Clause 38. The non-transitory computer-readable medium of clause 37, where the DAR capture timing gradient is associated with a motion rate of the FOV of the DAR sensor with respect to the dimension.
Clause 39. The non-transitory computer-readable medium of any of clauses 34 to 38, where the feature detection model is a DAR-based detection model, and where to train the feature detection model using the DAR frame and the interpolated image frame, the instructions include code to detect a feature in the interpolated image frame using an image-based detection model, annotate the interpolated image frame to indicate a location of the feature in the interpolated image frame, and train the DAR-based detection model based on the DAR frame and the annotated interpolated image frame.
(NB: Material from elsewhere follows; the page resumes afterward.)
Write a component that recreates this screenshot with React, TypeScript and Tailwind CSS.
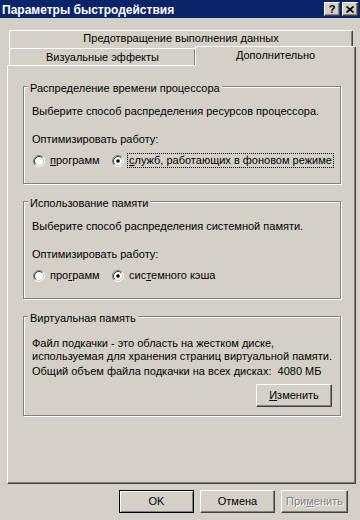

Clause 40. The non-transitory computer-readable medium of any of clauses 34 to 38, where the feature detection model is an image-based detection model, and where to train the feature detection model using the DAR frame and the interpolated image frame, the instructions include code to detect a feature in the DAR frame using a DAR-based detection model, annotate the DAR frame to indicate a location of the feature in the DAR frame, and train the image-based detection model based on the interpolated image frame and the annotated DAR frame.
Clause 41. The non-transitory computer-readable medium of any of clauses 34 to 40, where the instructions further include code to detect a feature in a joint FOV of the camera and the DAR sensor based on the DAR frame and the interpolated image frame, using a multi sensor fusion (MSF) feature detection model.
Clause 42. The non-transitory computer-readable medium of any of clauses 34 to 41, where the DAR sensor is a radio detection and ranging (radar) sensor.
Clause 43. The non-transitory computer-readable medium of any of clauses 34 to 41, where the DAR sensor is a light detection and ranging (lidar) sensor.
Clause 44. The non-transitory computer-readable medium of any of clauses 34 to 43, where the camera and the DAR sensor are sensors of a vehicle.